* **Dataset section**:
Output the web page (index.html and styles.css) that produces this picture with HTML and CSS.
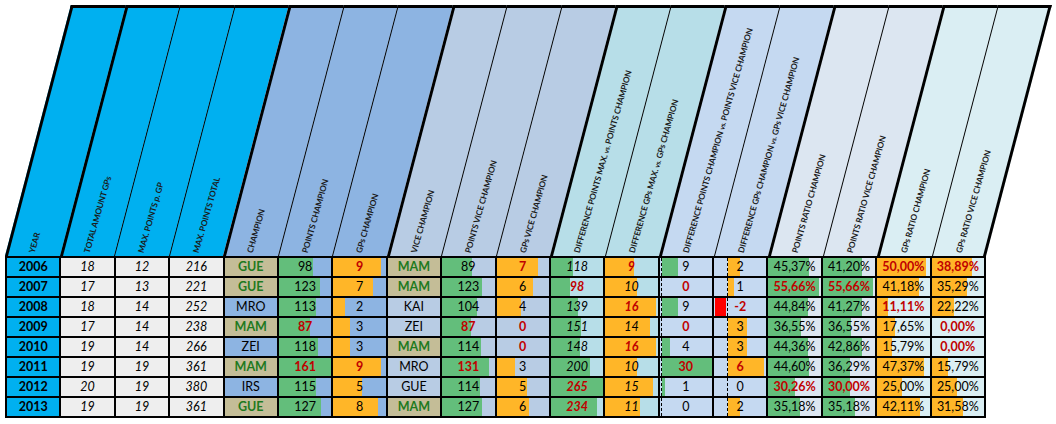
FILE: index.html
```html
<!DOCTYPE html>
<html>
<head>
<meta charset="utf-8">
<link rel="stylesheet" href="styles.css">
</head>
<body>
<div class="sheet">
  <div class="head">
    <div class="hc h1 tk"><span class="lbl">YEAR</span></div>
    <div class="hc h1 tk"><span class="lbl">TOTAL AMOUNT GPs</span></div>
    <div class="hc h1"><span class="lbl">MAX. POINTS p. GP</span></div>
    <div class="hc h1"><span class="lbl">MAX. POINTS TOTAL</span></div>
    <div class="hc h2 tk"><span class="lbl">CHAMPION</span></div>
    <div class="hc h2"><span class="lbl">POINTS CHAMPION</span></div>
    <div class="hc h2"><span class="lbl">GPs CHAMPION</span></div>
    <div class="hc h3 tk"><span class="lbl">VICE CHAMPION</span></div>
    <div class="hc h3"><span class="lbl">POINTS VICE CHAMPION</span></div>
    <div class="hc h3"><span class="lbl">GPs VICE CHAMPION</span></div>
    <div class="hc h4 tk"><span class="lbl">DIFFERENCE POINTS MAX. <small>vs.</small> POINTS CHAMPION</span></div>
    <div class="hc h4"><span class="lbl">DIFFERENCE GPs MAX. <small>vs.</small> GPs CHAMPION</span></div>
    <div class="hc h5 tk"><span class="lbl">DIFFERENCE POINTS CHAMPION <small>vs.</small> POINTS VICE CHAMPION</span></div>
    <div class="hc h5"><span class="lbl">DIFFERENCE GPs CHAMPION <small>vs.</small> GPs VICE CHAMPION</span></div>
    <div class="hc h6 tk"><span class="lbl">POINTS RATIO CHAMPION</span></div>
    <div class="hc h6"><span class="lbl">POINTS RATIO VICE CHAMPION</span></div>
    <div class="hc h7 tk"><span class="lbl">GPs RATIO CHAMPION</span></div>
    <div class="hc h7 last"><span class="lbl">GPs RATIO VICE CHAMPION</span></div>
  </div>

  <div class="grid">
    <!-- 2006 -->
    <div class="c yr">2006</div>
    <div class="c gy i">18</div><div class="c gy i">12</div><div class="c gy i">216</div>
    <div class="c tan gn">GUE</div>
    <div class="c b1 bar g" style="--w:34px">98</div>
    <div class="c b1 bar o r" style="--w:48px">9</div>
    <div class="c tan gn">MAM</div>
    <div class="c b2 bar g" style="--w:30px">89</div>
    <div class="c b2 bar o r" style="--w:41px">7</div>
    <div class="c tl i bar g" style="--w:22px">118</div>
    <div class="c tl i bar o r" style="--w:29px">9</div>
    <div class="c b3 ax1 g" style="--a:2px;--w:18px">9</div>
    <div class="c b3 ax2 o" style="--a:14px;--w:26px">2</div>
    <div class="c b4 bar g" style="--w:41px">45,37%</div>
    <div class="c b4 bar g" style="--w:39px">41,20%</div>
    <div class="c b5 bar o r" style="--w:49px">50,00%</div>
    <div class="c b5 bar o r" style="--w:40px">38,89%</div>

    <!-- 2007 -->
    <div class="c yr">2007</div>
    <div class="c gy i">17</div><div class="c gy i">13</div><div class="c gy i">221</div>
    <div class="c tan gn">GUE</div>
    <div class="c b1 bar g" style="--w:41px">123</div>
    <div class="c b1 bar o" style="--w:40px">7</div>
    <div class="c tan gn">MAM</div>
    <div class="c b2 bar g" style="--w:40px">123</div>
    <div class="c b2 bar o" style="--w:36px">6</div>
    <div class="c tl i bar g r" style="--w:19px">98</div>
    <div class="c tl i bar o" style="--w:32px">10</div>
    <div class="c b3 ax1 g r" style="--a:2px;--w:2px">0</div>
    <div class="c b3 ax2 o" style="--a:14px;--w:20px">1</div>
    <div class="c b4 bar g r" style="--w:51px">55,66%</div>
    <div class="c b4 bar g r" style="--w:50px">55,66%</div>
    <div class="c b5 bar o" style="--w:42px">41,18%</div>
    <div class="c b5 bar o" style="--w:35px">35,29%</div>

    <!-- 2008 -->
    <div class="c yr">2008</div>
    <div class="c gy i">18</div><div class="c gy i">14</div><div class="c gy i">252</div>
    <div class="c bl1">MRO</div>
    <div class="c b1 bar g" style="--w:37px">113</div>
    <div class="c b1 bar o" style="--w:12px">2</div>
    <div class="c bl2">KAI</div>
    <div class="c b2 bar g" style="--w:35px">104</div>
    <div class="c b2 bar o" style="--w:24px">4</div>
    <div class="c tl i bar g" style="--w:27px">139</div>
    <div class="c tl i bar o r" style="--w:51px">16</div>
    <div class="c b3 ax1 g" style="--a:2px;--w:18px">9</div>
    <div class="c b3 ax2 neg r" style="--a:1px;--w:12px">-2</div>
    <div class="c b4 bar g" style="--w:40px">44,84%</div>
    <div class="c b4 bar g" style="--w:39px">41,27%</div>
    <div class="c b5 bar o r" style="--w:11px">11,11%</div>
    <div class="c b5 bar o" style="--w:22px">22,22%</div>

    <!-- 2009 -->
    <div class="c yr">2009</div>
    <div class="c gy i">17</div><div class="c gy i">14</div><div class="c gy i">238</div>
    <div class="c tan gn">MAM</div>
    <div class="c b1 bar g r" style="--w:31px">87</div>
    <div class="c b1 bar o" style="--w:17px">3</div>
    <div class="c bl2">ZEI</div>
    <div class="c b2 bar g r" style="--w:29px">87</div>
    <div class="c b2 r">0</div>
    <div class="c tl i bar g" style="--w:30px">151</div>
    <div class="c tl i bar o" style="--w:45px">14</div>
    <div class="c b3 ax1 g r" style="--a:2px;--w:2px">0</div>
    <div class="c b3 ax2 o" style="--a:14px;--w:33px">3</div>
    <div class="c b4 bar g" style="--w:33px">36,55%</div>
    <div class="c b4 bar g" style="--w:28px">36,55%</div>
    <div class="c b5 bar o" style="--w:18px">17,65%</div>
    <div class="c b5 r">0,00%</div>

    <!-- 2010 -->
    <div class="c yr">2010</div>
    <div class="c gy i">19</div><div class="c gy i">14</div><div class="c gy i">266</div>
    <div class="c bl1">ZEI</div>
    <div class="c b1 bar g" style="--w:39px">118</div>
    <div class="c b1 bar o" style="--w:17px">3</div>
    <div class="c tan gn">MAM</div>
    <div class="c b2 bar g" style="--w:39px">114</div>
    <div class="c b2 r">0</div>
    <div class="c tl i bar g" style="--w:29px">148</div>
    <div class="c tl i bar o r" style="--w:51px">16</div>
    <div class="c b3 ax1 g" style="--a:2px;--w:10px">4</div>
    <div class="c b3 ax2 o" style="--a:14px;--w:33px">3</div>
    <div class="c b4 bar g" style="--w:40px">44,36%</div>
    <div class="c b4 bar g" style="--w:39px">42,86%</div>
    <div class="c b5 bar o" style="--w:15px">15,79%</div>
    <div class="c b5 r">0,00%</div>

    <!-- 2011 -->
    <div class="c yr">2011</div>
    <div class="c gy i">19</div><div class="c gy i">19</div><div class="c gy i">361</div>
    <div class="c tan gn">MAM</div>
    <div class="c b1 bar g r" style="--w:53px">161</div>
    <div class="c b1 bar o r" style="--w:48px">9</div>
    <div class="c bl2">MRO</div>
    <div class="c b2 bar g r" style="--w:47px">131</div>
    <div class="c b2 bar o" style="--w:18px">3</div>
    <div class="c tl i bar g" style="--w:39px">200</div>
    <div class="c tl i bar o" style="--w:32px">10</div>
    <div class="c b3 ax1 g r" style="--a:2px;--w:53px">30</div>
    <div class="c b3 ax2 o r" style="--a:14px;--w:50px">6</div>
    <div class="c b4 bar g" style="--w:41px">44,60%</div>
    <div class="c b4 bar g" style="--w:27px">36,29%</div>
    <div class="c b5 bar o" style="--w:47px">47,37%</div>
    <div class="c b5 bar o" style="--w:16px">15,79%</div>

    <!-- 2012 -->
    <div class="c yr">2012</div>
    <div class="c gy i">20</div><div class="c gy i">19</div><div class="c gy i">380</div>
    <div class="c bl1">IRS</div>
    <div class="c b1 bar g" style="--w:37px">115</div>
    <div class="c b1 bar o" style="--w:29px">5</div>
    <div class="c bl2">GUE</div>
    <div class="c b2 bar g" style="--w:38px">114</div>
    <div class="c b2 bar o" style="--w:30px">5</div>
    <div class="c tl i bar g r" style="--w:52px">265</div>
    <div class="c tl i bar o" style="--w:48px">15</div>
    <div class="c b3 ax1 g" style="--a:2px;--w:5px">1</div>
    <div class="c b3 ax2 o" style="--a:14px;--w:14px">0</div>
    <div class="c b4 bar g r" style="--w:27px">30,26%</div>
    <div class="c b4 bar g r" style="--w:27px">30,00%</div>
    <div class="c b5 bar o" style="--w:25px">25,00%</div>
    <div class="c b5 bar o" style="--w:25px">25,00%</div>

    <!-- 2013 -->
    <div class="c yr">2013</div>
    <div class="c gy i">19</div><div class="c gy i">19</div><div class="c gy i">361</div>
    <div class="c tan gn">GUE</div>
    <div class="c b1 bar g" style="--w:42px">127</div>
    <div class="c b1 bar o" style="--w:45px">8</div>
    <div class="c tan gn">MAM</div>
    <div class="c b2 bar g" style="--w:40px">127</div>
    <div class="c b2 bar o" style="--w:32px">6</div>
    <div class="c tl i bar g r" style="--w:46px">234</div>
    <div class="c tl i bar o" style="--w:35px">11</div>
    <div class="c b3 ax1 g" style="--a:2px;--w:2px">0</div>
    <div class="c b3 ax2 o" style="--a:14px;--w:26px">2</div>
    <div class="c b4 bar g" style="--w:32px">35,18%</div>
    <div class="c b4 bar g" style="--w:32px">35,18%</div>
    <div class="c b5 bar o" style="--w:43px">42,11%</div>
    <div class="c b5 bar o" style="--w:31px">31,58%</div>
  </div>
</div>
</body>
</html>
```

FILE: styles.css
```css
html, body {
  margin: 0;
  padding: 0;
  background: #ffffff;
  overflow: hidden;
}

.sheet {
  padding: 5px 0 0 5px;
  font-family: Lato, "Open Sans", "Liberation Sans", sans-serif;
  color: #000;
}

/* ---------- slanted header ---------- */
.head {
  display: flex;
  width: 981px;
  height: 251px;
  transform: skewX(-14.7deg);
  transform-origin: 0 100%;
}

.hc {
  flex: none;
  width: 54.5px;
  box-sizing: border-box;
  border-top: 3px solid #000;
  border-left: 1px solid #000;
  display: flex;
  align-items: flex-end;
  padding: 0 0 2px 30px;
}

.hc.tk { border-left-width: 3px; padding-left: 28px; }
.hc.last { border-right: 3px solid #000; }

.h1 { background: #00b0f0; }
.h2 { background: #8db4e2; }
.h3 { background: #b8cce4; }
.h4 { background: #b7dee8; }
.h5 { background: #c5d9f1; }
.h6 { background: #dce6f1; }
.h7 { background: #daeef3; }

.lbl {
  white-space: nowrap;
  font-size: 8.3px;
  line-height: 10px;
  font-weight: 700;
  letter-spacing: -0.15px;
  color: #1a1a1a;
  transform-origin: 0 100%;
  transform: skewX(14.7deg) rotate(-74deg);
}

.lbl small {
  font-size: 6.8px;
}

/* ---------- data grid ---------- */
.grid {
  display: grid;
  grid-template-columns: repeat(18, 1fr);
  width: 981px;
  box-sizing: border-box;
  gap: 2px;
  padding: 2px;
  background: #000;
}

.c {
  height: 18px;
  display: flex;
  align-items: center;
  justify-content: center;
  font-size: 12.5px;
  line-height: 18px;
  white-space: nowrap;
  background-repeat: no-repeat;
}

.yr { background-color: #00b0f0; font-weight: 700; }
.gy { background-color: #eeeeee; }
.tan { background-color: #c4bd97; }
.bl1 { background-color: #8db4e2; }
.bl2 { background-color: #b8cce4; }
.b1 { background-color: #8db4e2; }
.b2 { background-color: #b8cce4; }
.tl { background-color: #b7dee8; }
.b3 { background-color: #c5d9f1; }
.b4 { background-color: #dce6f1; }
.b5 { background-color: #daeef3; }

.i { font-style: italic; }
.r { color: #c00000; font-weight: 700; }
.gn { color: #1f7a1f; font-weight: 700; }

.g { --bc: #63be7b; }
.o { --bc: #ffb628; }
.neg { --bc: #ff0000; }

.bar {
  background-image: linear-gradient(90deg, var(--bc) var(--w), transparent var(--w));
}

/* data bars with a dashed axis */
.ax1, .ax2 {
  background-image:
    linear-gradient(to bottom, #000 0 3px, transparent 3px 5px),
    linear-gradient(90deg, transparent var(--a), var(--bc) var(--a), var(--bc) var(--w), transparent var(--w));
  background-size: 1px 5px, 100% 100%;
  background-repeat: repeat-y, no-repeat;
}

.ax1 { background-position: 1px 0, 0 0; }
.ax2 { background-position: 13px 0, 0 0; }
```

* **Task brief**:
Search the lines above for the string "with" and copy each line that has it.

* **Answer for this exercise**:
Output the web page (index.html and styles.css) that produces this picture with HTML and CSS.
/* data bars with a dashed axis */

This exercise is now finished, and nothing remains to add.